Dissertation Abstract:

This study addressed the role of talker variability in the perception of nonnative contrastive phonemes by adult second language (L2) learners who had no prior knowledge with the target language. Specifically, the study explored how training with varying talkers could affect native English speakers' acquisition of the Arabic pharyngeal-glottal contrast, which is not distinctive in their native language. The present study also examined the effects of task type on learners' word recognition ability.
To accomplish this, the present study included two main experiments: Experiment 1 (nonlexical task) and Experiment 2 (lexical task). Sixty adult native speakers of English (with no Arabic experience) participated in the two experiments, 30 subjects in each experiment who were randomly assigned to either a single- or multiple-talker word learning groups. Subjects in the two experiments were presented with nine nonword minimal pairs where six pairs contrasted the Arabic /h/ and /h/ phonemes and three pairs included familiar sound contrasts (i.e., / s / and /f /). The nine nonword pairs were assigned to pictures indicating their meanings and subjects learned the nine nonword pairs in the training phase and were then tested on them later in the testing phase.
Findings of Experiment 1 demonstrated a significant effect of training type (p < .001), a significant effect for item type ( p < .001), and a significant interaction of training type and item type (p < .001) for subjects in the multiple-talker environment. That is, their performance was more accurate (91.5%) than the single-talker group (67%). The same significant findings were found in Experiment 2 where again, subjects in the multiple-talker training group performed more accurately on test items better than their counterparts in the single-talker training group (single-talker group = 65%; multiple-talker group = 87%).
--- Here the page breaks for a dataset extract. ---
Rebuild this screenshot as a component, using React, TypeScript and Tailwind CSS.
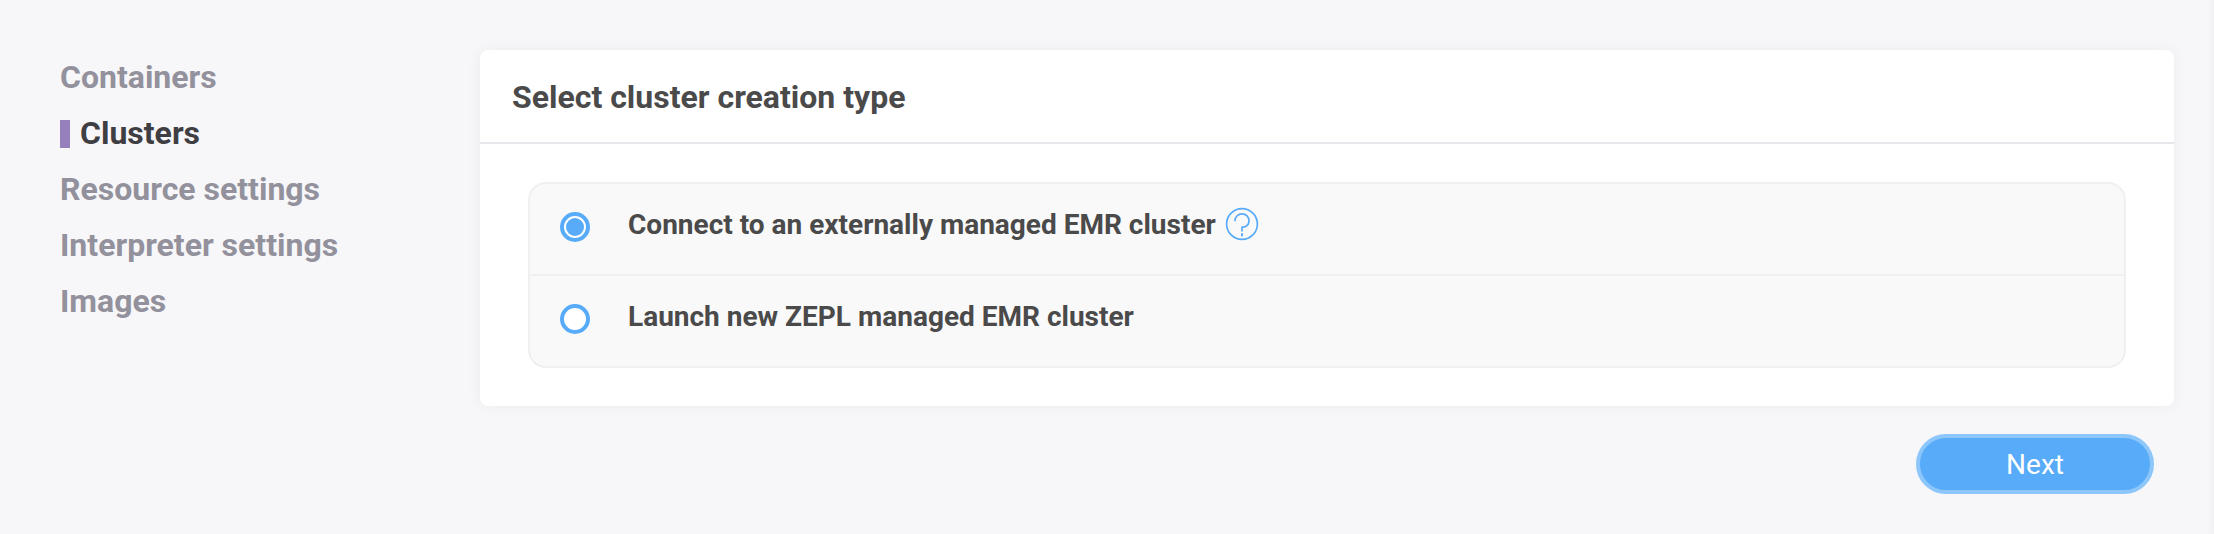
import { useState } from "react";

const navItems = ["Containers", "Clusters", "Resource settings", "Interpreter settings", "Images"];

const options = [
  { label: "Connect to an externally managed EMR cluster", help: true },
  { label: "Launch new ZEPL managed EMR cluster", help: false },
];

function HelpIcon() {
  return (
    <svg width="34" height="34" viewBox="0 0 34 34" fill="none" stroke="#57abf8" className="-mt-0.5 shrink-0">
      <circle cx="17" cy="17" r="15.4" strokeWidth="1.7" />
      <path d="M10 14.2V13.6a7 6.9 0 0 1 14 0.2c0 3.6-2.6 6.2-7 6.6v4" strokeWidth="1.7" />
      <path d="M17 26.2v3" strokeWidth="2" />
    </svg>
  );
}

export default function App() {
  const [active, setActive] = useState("Clusters");
  const [selected, setSelected] = useState(0);

  return (
    <div className="flex h-[534px] w-[2214px] overflow-hidden bg-[#f7f7fa] font-['Roboto',sans-serif]">
      <nav className="w-[480px] shrink-0 pt-[49px] pl-[60px]">
        <ul>
          {navItems.map((item) => (
            <li
              key={item}
              onClick={() => setActive(item)}
              className={
                item === active
                  ? "flex h-14 cursor-pointer items-center text-[32px] font-bold text-[#3f3e42]"
                  : "flex h-14 cursor-pointer items-center text-[32px] font-bold text-[#92919c]"
              }
            >
              {item === active && <span className="mt-0.5 mr-2.5 h-7 w-2.5 bg-[#9580bb]" />}
              {item}
            </li>
          ))}
        </ul>
      </nav>
      <main className="w-[1694px] shrink-0 pt-[50px]">
        <section className="h-[356px] rounded-lg bg-white shadow-[0_0_16px_rgba(0,0,0,0.05)]">
          <header className="flex h-[94px] items-center border-b-2 border-[#e6e6eb] pt-0.5 pl-8">
            <h1 className="text-[32px] font-bold text-[#4a4a4a]">Select cluster creation type</h1>
          </header>
          <div className="px-12 pt-[38px]">
            <div className="h-[186px] divide-y-2 divide-[#f0f0f0] rounded-[18px] border-2 border-[#f0f0f0] bg-[#f9f9f9]">
              {options.map((option, i) => (
                <label key={option.label} className="flex h-[91px] cursor-pointer items-start pl-[30px] first:h-[92px]">
                  <input
                    type="radio"
                    name="cluster"
                    className="sr-only"
                    checked={selected === i}
                    onChange={() => setSelected(i)}
                  />
                  <span className="mt-7 flex size-[30px] items-center justify-center rounded-full border-4 border-[#57abf8] bg-white">
                    {selected === i && <span className="size-[18px] rounded-full bg-[#57abf8]" />}
                  </span>
                  <span className="mt-6 ml-[38px] flex h-[34px] items-center gap-[9px] text-[28px] font-bold text-[#4a4a4a]">
                    {option.label}
                    {option.help && <HelpIcon />}
                  </span>
                </label>
              ))}
            </div>
          </div>
        </section>
        <div className="flex justify-end pt-7 pr-5">
          <button className="h-[60px] w-[238px] rounded-full border-4 border-[#8cc6fa] bg-[#57abf8] pt-0.5 text-[28px] text-white">
            Next
          </button>
        </div>
      </main>
      <div className="ml-auto w-2 bg-linear-to-r from-[#f7f7fa] to-[#f1f1f4]" />
    </div>
  );
}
Overall, the results of this experiment provided evidence that multiple-talker training did have a significant effect on the subjects' recognition of the target contrast in a nonlexical discrimination task with above 88% average accuracy. Findings also provided evidence supporting learners' ability to establish lexical representations for the newly learned words that included the target Arabic contrasting phonemes with above 83% average accuracy for only the multiple-talker training group. Even though subjects' scores differed on the two discrimination tasks, this difference was found to be statistically insignificant. That is, subjects' ability to discriminate the novel contrasts was the same on the lexical task as on the nonlexical task regardless of the two tasks' distinct demands.
Findings of the two experiments imply that variability in talkers can contribute to acquiring nonnative contrasting phonemes. Results are considered in relation to their implications for understanding the learning process of L2 novel phoneme contrasts and their lexical processing.